How to Build a Lasting Marriage

Most people enter marriage thinking about the future they want to build together, the memories they hope to create, and the kind of life they imagine sharing. But over time, marriage begins revealing deeper things beneath the surface, including patience, pride, selfishness, humility, and the condition of a person’s heart.

That is part of what makes 1 Peter 3 feel so honest and practical.

Peter is writing to believers trying to follow Jesus in difficult situations, and instead of giving shallow advice or unrealistic expectations, he points them toward the kind of character that creates strength, steadiness, and trust inside a relationship.

Again and again, Peter brings the focus back to what lasts.

How Can You Shape Your Home

Peter begins by speaking to wives whose husbands were not following Jesus, which created tension, uncertainty, and emotional difficulty inside many homes during the first century.

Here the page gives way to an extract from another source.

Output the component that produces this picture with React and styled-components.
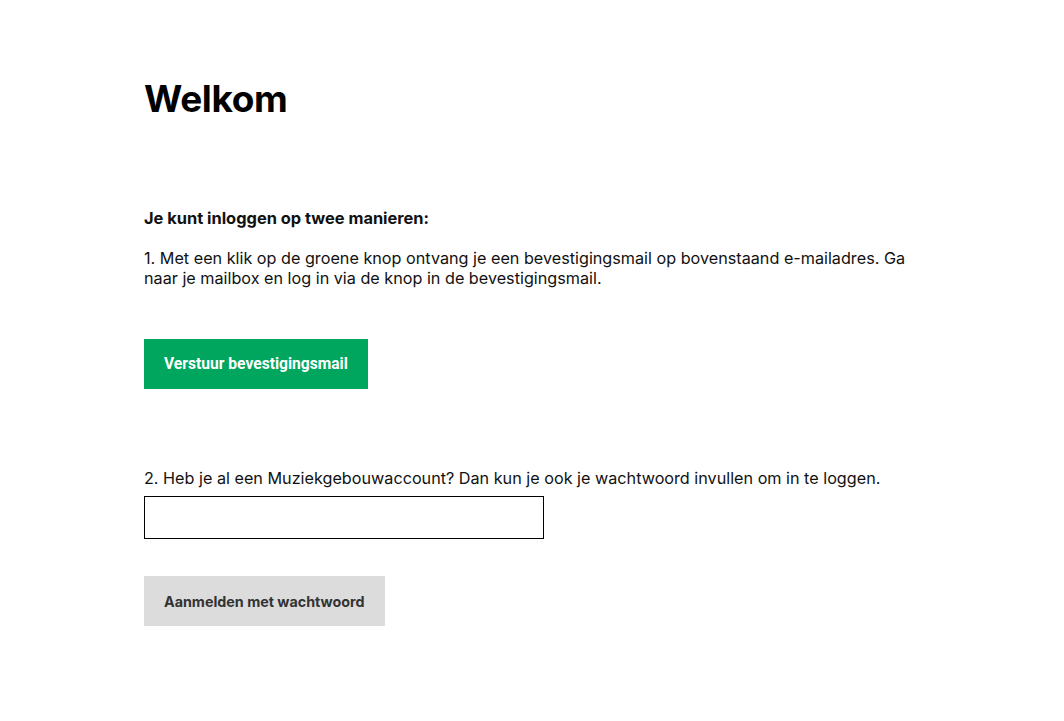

His response is calm, thoughtful, and deeply practical.

He encourages conduct, attitude, patience, kindness, and steady faithfulness. Peter reminds believers that people are often influenced most deeply through what they consistently experience over time.

Most people know the difference between being around someone who constantly creates pressure and someone whose presence brings steadiness, peace, and grace into a room.

Peter encourages believers to let the character of Christ shape the way they respond during ordinary moments, difficult conversations, stressful seasons, and everyday frustrations. That kind of influence usually grows slowly through faithfulness, consistency, and quiet obedience to God over time.

What Part of You Are You Investing In Most

Peter then shifts the focus toward beauty, value, and the parts of life people tend to prioritize most naturally.

He talks about outward appearance and external things that often receive enormous attention, energy, and effort. His point is not that these things are wrong. His point is that they are temporary.

Appearance changes with time, trends shift constantly, and external things eventually fade.

Peter wants believers to invest deeply in the inner life, the part of a person that grows through trust in God, humility, prayer, surrender, and spiritual maturity.

He describes “the imperishable quality of a gentle and quiet spirit,” speaking about a heart that is settled in God instead of controlled by comparison, fear, insecurity, pride, or constant striving.

That kind of character develops slowly, often through ordinary faithfulness and quiet dependence on God during both good seasons and difficult ones.

The world constantly pushes people toward image, appearance, presentation, and external success, while Peter gently redirects attention toward the condition of the heart because eventually character becomes far more visible than appearance.

Why Does Humility Matter So Much in Marriage

Peter then turns directly toward husbands and calls them to live with understanding, honor, patience, and care toward their wives.

That instruction carried significant weight in a culture where women were often overlooked, dismissed, or treated as less valuable socially. Peter reminds husbands that husbands and wives stand equally before God and share together in His grace.

Then Peter says something deeply important: the way a husband treats his wife affects his spiritual life.

Faith cannot stay separated from daily relationships, everyday conversations, repeated attitudes, or the way people treat one another inside the home.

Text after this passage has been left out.